Several Under Armour endorsers — including the high-profile ballerina Misty Copeland and actor Dwayne “The Rock” Johnson — took to social media Thursday to oppose flattering comments made by the company's founder and CEO about President Donald J. Trump.
In separate statements on Thursday, Copeland, Johnson and former Baltimore Raven Torrey Smith joined Golden State Warriors guard Stephen Curry — the Baltimore footwear and apparel brand’s top basketball ambassador — in registering their concern about remarks made by Kevin Plank.
Using the hashtag “CommittedToThePeople,” Johnson, a film actor and former professional wrestler, said on Twitter and other channels that Plank’s words – delivered Tuesday afternoon as part of a broad interview on CNBC's “Halftime Report” – “are neither my words nor my beliefs. His words were divisive and lacking in perspective.”
Copeland called on the company to take public action to articulate its values, while Smith expressed disappointment but said he understood where Plank was coming from a businessman.
During the CNBC interview, Plank said having “such a pro-business president is something that’s a real asset to this country.”
Trump “wants to build things,” Plank said. “He wants to make bold decisions and be decisive.”

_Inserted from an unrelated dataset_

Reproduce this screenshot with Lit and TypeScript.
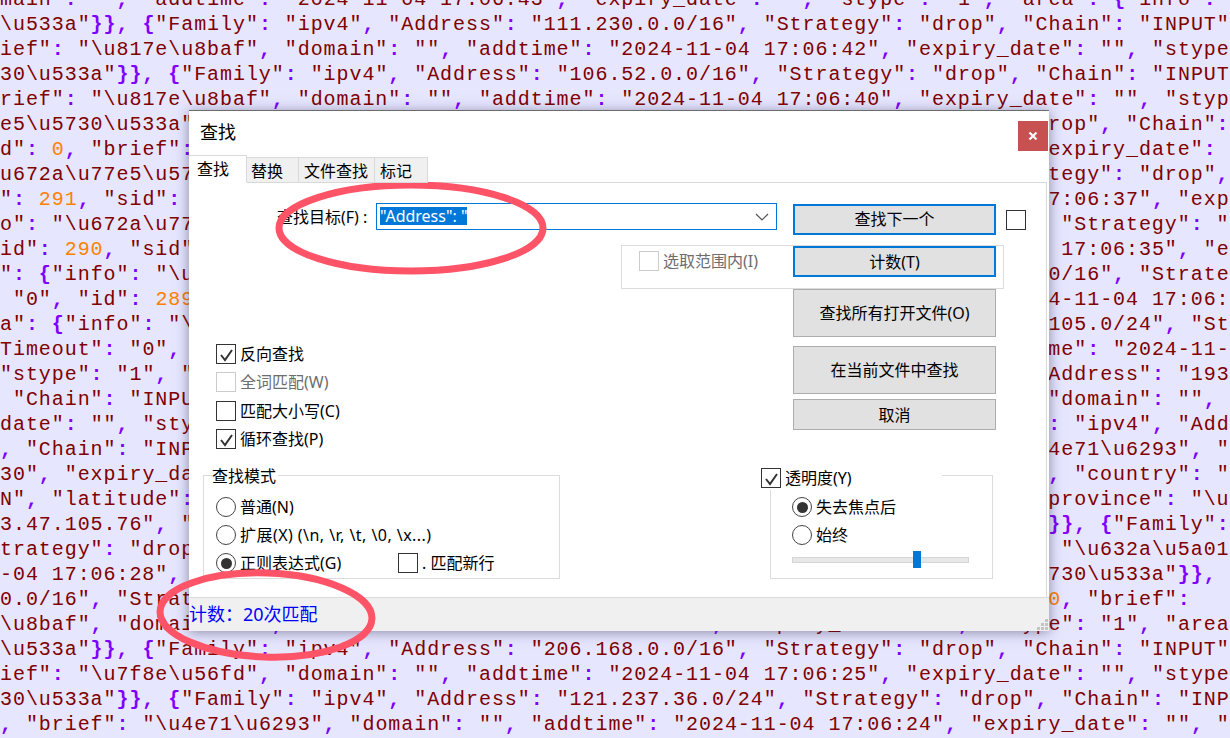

Asked for comment Thursday, Under Armour released the same 280-word statement it out the day before as it coped with the mounting reaction to Plank’s comments.
“We engage in policy, not politics,” said the statement, which stressed the company’s desire for fair trade, tax reform and an “inclusive immigration policy that welcomes the best and the brightest and those seeking opportunity in the great tradition of our country.”
The statement didn’t mention Trump by name but cited Plank’s involvement in the president’s manufacturing jobs initiative, an issue in which Under Armour has a keen interest.
Amid the reaction to Plank’s comments, Under Armour’s stock has risen $1.24 a share over the past two days, closing Thursday at $21.71 each.
Professional athletes and other celebrities have raised concerns about a number of Trump statements and proposals, including his executive order to suspend refugee admissions and temporarily bar visitors from seven mostly Muslim countries.
Johnson, who agreed to a long-term partnership with Under Armour in January 2016, said he wasn’t severing ties with the company.
“I feel an obligation to stand with this diverse team, the American and global workers, who are the beating heart and soul of Under Armour and the reason I chose to partner with them,” his statement said.
On Thursday — a day after Curry told the Mercury News of San Jose, Calif., that he agrees Trump is an asset “if you remove the ‘et’” — he retweeted Johnson's statement.
Like Curry a day earlier, Copeland said she was concerned enough about Plank’s comments to speak to him directly.
“I have spoken at length with Kevin privately about the matter,” she wrote in an Instagram post. “But as someone who takes my responsibility as a role model very seriously, it is important to me that he, and UA, take public action to clearly communicate and reflect our common values in order for us to effectively continue to work towards our shared goal of trying to motivate ALL people to be their best selves.”
Copeland, the first African American female principal dancer with the American Ballet Theater, praised the support she has received from Under Armour but said: “One topic I've never backed away from speaking openly about is the importance of diversity and inclusion. It is imperative to me that my partners and sponsors share this belief.”
She was featured by Under Armour in the “I Will What I Want” campaign, designed to attract women to the brand and push women's sales. She also was featured in the “Rule Yourself” campaign.
Smith, now a San Francisco 49ers wide receiver, tweeted that he was “very disappointed” at Plank’s comments but said the CEO spoke from a business perspective.
“If you are a Fortune 500 company I'm sure you view Trump as an asset,” tweeted Smith, who played — as Plank did — for the University of Maryland.
“Have a businessman in office, because that's the way the world's trending,” Bazemore told Sporting News. “Even in the NBA, there's more business and entrepreneurship in athletics these days. And I'm living proof you take care of your brand, good things happen to you.”
Some on social media — but not the Under Armour athletes — have called for a boycott of company products. Such efforts are often short-lived, said Auburn Bell, an adjunct professor of marketing at Loyola University Maryland.
“That said, the game changes if one of them actually breaks the relationship,” Bell said of the firm’s endorsers.
Even then, he said, the damage is minimal and short-term.
“The only thing that would take this to a different level is if there is mass defection among the ambassadors, which isn't likely to happen,” Bell said.
For brands such as Under Armour, partnering with athletes is “a balance between risk and reward,” said T.J. Brightman, president of A. Bright Idea, a public relations and marketing firm with offices in Bel Air and Sonoma, Calif.
Companies and their endorsers share risk by association when they sign these agreements because neither side can control what the other side does, Brightman said.
“For the very same reasons companies like UA want specific professional athletes to endorse their brands, there is also the risk that — just as Kevin Plank shared his commentary — that those same athletes who disagree speak out with their displeasure,” he said.